Cl_interp interpolates object positions starting x seconds in the past. For example, the default cl_interp value interpolates object positions starting 100 milliseconds (.1 seconds) in the past, when your client is receiving 33 updates a second (1 / 33 = .03 seconds per update) this allows your client to receive 3 new complete updates (.1 seconds / .03 = 3.3 updates) in 100 milliseconds. In comparison, a 66 millisecond time frame would only allow 2 complete updates (.066 seconds / .03 = 2.2 updates), and a 33 millisecond time frame would obviously only allow 1 complete update (.033 seconds / .03 = 1.1). Basically the value of cl_interp is directly proportional to the the amount of updates received for interpolation, and doubling the time of cl_interp will have the same effect on the amount of updates used for interpolation as doubling the rate updates are received, assuming the rate can be doubled.
The default cl_interp value will work fine in most situations, but the problem is that it is not optimal for most situations and a better value could give you better results. The default cl_interp value (0.1) was designed to be optimal when your client is receiving 20 updates a second, which is coincidently the default value for cl_updaterate. When your client is receiving 20 updates a second your client will receive a new update every 50 milliseconds (.05 seconds), and with the default cl_interp value being 100 milliseconds (0.1 seconds) the client render time is shifted back to the exact time it takes your client to receive 2 updates, so this allows 2 updates to be used for interpolation.
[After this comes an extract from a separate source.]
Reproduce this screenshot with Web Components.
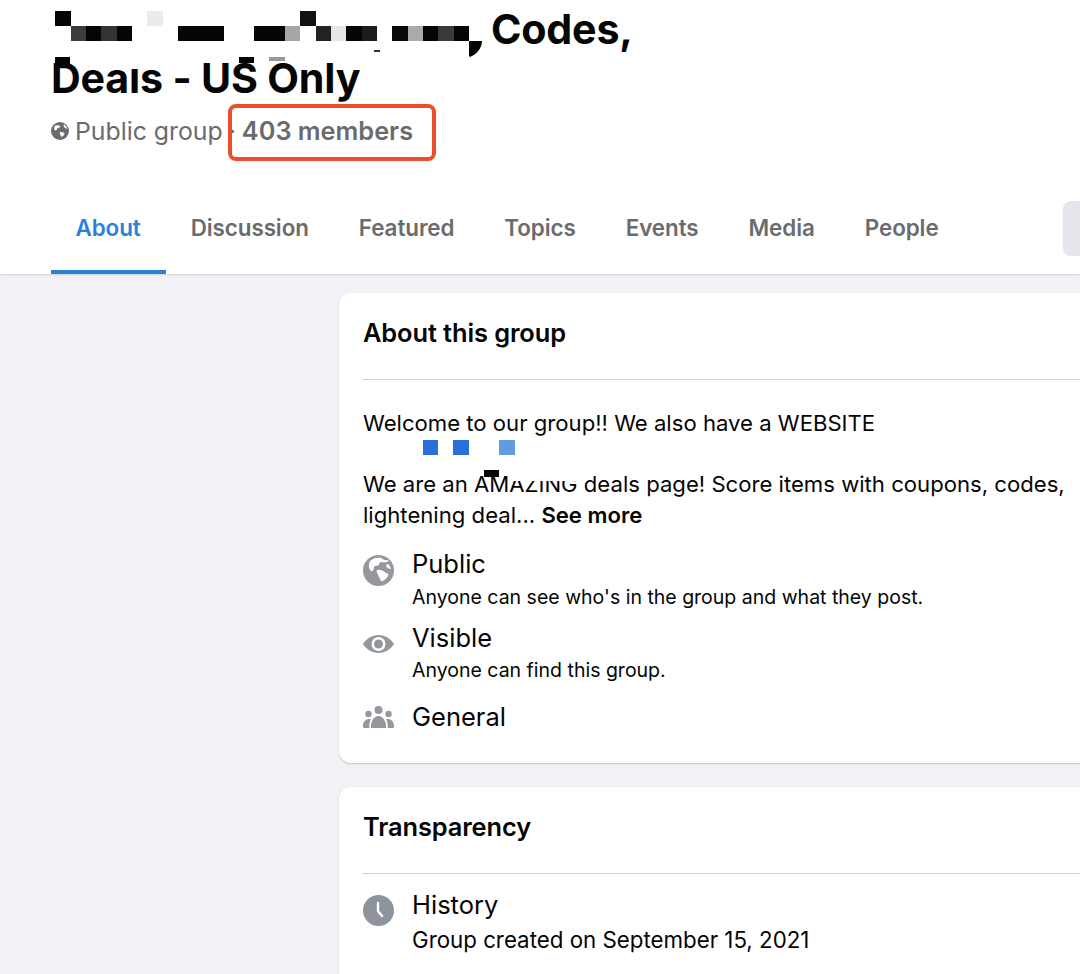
<!DOCTYPE html>
<html><head><meta charset="utf-8">
<style>
html,body{margin:0;padding:0;background:#f0f2f5}
body{width:1080px;height:974px;overflow:hidden;position:relative;font-family:Inter,"Liberation Sans",sans-serif;color:#050505}
</style></head><body>
<template id="t-header"><style>
:host{display:block;background:#fff;height:274px;box-shadow:0 1px 2px rgba(0,0,0,.14);position:relative}
h1{margin:0;padding:5px 0 0 51px;font-size:41.200px;line-height:49px;font-weight:700;letter-spacing:-.2px}
.first{display:block;padding-left:440px}
.sub{display:flex;align-items:center;height:56px;padding-left:51px;color:#6a6b6d;font-size:24.800px;line-height:54px}
.sub svg{width:18px;height:18px;margin-right:6px;flex:none}
.dot{margin:0 6px 0 6px}
.mem{position:relative;font-weight:600;font-size:25.300px}
.mem::after{content:"";position:absolute;left:-14px;right:-23px;top:0;height:57px;box-sizing:border-box;border:4px solid #ec4f2c;border-radius:8px}
.tabs{display:flex;align-items:center;height:92px;margin-top:23px;padding-left:51px}
.btn{flex:none;width:17px;height:55px;border-radius:8px 0 0 8px;background:#e4e6eb;margin-left:auto}
</style>
<h1><span class="first">Codes,</span>Deals - US Only</h1>
<div class="sub">
<svg viewBox="0 0 24 24"><circle cx="12" cy="12" r="12" fill="#6a6b6d"/><path fill="#fff" d="M5 5c2-1 5-1 7 0 1 2-1 3-3 3-1 2-2 4-4 3-1-1-1-4 0-6zM12 13c2 0 5 1 6 2 0 2-2 4-4 5-1-2-3-5-2-7zM17 3c2 1 4 3 5 6-2 0-4-1-5-3z"/></svg>
<span>Public group</span><span class="dot">·</span><span class="mem">403 members</span></div>
<div class="tabs"><slot></slot><div class="btn"></div></div>
</template>

<template id="t-tab"><style>
:host{display:flex;flex:none;align-items:center;box-sizing:border-box;height:92px;padding:2px 25px 0;font-size:22.400px;font-weight:600;color:#6a6b6d;letter-spacing:-.07px;border-bottom:4px solid transparent}
:host([active]){color:#2d7fdc;border-bottom-color:#2d7fdc;padding-left:24.500px}
</style><slot></slot></template>

<template id="t-card"><style>
:host{display:block;flex:none;width:760px;box-sizing:border-box;background:#fff;border-radius:12px;box-shadow:0 1px 2px rgba(0,0,0,.2);padding-left:24px;padding-bottom:var(--pb,30px)}
h2{margin:0;font-size:25.400px;font-weight:600;line-height:80px;height:86px;border-bottom:1px solid #ced0d4;letter-spacing:-.1px}
</style><h2></h2><slot></slot></template>

<template id="t-row"><style>
:host{display:grid;grid-template-columns:49px 1fr;margin-top:var(--mt,10px)}
.i{display:flex;align-items:flex-start;padding-top:var(--it,7px);height:33px;box-sizing:border-box}
.t{font-size:25.500px;line-height:33px}
.d{font-size:var(--ds,19.500px);line-height:var(--dl,31px);grid-column:2}
::slotted(svg){width:31px;height:31px;display:block}
</style><div class="i"><slot name="icon"></slot></div><div class="t"><slot name="title"></slot></div><div class="d"><slot></slot></div></template>

<template id="t-mask"><style>
:host{display:block;position:absolute;left:0;top:0;width:1080px;height:974px;pointer-events:none}
svg{display:block}
</style>
<svg width="1080" height="974" viewBox="0 0 1080 974" shape-rendering="crispEdges">
<rect x="55" y="11" width="16" height="15" fill="#050505"/>
<rect x="71" y="26" width="15" height="15" fill="#3d3d3d"/>
<rect x="86" y="26" width="15" height="15" fill="#050505"/>
<rect x="101" y="26" width="16" height="15" fill="#333"/>
<rect x="117" y="26" width="15" height="15" fill="#050505"/>
<rect x="147" y="11" width="16" height="15" fill="#ebebeb"/>
<rect x="178" y="26" width="46" height="15" fill="#050505"/>
<rect x="254" y="26" width="31" height="15" fill="#050505"/>
<rect x="285" y="26" width="15" height="15" fill="#a6a6a6"/>
<rect x="300" y="11" width="16" height="15" fill="#111"/>
<rect x="316" y="26" width="15" height="15" fill="#222"/>
<rect x="331" y="26" width="15" height="15" fill="#e6e6e6"/>
<rect x="346" y="26" width="16" height="15" fill="#050505"/>
<rect x="362" y="26" width="15" height="15" fill="#1c1c1c"/>
<rect x="374" y="50" width="6" height="2" fill="#333"/>
<rect x="392" y="26" width="16" height="15" fill="#0a0a0a"/>
<rect x="408" y="26" width="15" height="15" fill="#aaa"/>
<rect x="423" y="26" width="15" height="15" fill="#050505"/>
<rect x="438" y="26" width="16" height="15" fill="#3a3a3a"/>
<rect x="454" y="26" width="15" height="15" fill="#050505"/>
<path shape-rendering="auto" d="M469 41h13c0 7-5 13-12 16l-1-1z" fill="#050505"/>
<rect x="131" y="56" width="11" height="13" fill="#fff"/>
<rect x="55" y="57" width="15" height="9" fill="#050505"/>
<rect x="239" y="57" width="15" height="6" fill="#050505"/>
<rect x="269" y="57" width="16" height="4" fill="#999"/>
<rect x="423" y="440" width="15" height="15" fill="#2a6fd6"/>
<rect x="453" y="440" width="16" height="15" fill="#2a6fd6"/>
<rect x="499" y="440" width="16" height="15" fill="#639ae2"/>
<rect x="510" y="472" width="70" height="9" fill="#fff"/>
<rect x="484" y="470" width="15" height="7" fill="#050505"/>
</svg></template>

<script>
function def(name,tid,extra){customElements.define(name,class extends HTMLElement{constructor(){super();this.attachShadow({mode:'open'}).appendChild(document.getElementById(tid).content.cloneNode(true));}connectedCallback(){if(extra)extra(this)}})}
def('group-header','t-header');
def('group-tab','t-tab');
def('info-card','t-card',el=>{el.shadowRoot.querySelector('h2').textContent=el.getAttribute('heading')});
def('info-row','t-row');
def('pixel-mask','t-mask');
customElements.define('page-main',class extends HTMLElement{constructor(){super();this.attachShadow({mode:'open'}).innerHTML='<style>:host{display:flex;flex-direction:column;gap:24px;padding:19px 0 0 339px}</style><slot></slot>'}});
customElements.define('card-text',class extends HTMLElement{constructor(){super();this.attachShadow({mode:'open'}).innerHTML='<style>:host{display:block;font-size:22.130px;line-height:31px;padding-top:28px;margin-bottom:16px;white-space:nowrap}</style><slot></slot>'}});
</script>

<group-header>
<group-tab active>About</group-tab><group-tab>Discussion</group-tab><group-tab>Featured</group-tab><group-tab>Topics</group-tab><group-tab>Events</group-tab><group-tab>Media</group-tab><group-tab>People</group-tab>
</group-header>
<page-main>
<info-card heading="About this group">
<card-text>Welcome to our group!! We also have a WEBSITE<div style="height:30px"></div>We are an AMAZING deals page! Score items with coupons, codes,<br>lightening deal... <b style="font-weight:600">See more</b></card-text>
<info-row style="--mt:0px;--dl:34px;--it:8px">
<svg slot="icon" viewBox="0 0 31 31"><circle cx="15.500" cy="15.500" r="15.500" fill="#94979b"/><path fill="#fff" d="M7 6c3-3 8-4 11-3 2 1 4 3 6 2l2 1-2 1c-2 0-3 1-5 0-2 0-3 1-3 3-1 1-4 0-5 2 0 2-1 5-3 4-2-2-3-6-1-10zM14 15c3-1 7 1 9 3 2 0 3 1 2 3-2 3-5 6-7 5-1-2-2-4-3-6-1-2-2-4-1-5zM24 9c2 0 3 2 4 5-2 0-4-1-5-3z"/></svg>
<span slot="title">Public</span>Anyone can see who's in the group and what they post.</info-row>
<info-row style="--mt:7px;--dl:33px;--it:14px">
<svg slot="icon" viewBox="0 0 31 18" style="height:18px"><path fill="#94979b" d="M15.500 0C9 0 3.500 3.500 0 9c3.500 5.500 9 9 15.500 9S27.500 14.500 31 9C27.500 3.500 22 0 15.500 0z"/><circle cx="15.500" cy="9" r="7" fill="#fff"/><circle cx="15.500" cy="9" r="4.500" fill="#94979b"/></svg>
<span slot="title">Visible</span>Anyone can find this group.</info-row>
<info-row style="--mt:13px;--it:6px;--dl:0">
<svg slot="icon" viewBox="0 0 31 22" style="height:22px"><g fill="#94979b"><circle cx="15.500" cy="4" r="4"/><circle cx="5.500" cy="8" r="3.200"/><circle cx="25.500" cy="8" r="3.200"/><path d="M8 22c-.5-5 2-12 7.500-12S23.500 17 23 22z"/><path d="M6.500 22H1c-1.200 0-1-1-1-2 0-4 2.500-7 6-7h2c-1.500 2.500-2 6-1.500 9zM24.500 22H30c1.200 0 1-1 1-2 0-4-2.500-7-6-7h-2c1.500 2.500 2 6 1.500 9z"/></g></svg>
<span slot="title">General</span></info-row>
</info-card>
<info-card heading="Transparency" style="--pb:60px">
<info-row style="--mt:14px;--ds:22.300px;--dl:38px">
<svg slot="icon" viewBox="0 0 31 31"><circle cx="15.500" cy="15.500" r="15.500" fill="#8d949e"/><path d="M15 8v8l4 5" fill="none" stroke="#fff" stroke-width="2.400" stroke-linecap="round" stroke-linejoin="round"/></svg>
<span slot="title">History</span>Group created on September 15, 2021</info-row>
</info-card>
</page-main>
<pixel-mask></pixel-mask>
</body></html>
The advantage of using 2 updates is that your client does not need to receive both updates for interpolation, even if one update is lost, there will always be two valid updates to interpolate between. The problem with using a cl_interp value equal to the time it takes your client to only receive one update, is that if that update is lost your client has nothing to use for interpolation until it receives the next update.
However their is also a problem with using a cl_interp value that is set too high, the higher the cl_interp value the more the client render time is shifted back. This means if a player moves around a corner, the higher the cl_interp value the later they will be rendered on your client. This is because cl_interp is designed to interpolate object positions starting x (cl_interp value) seconds in past like I explained earlier, so the later interpolation starts the later objects will be rendered on your client. Using the values from my example, your client has time to receive 3 complete updates for interpolation with the default cl_interp value when your client is receiving 33 updates a second. If you adjust your cl_interp value to the time it takes for your client to receive only 2 updates, the value would be around .06 seconds (2 * 1/33). Now compared to the default cl_interp value of 100 milliseconds, object positions on your client will only be rendered 60 milliseconds in the past, this means object positions on your client will be more up to date, and since this is the exact time it takes for your client to receive two updates this value is still high enough to allow accurate interpolation even if an update is lost.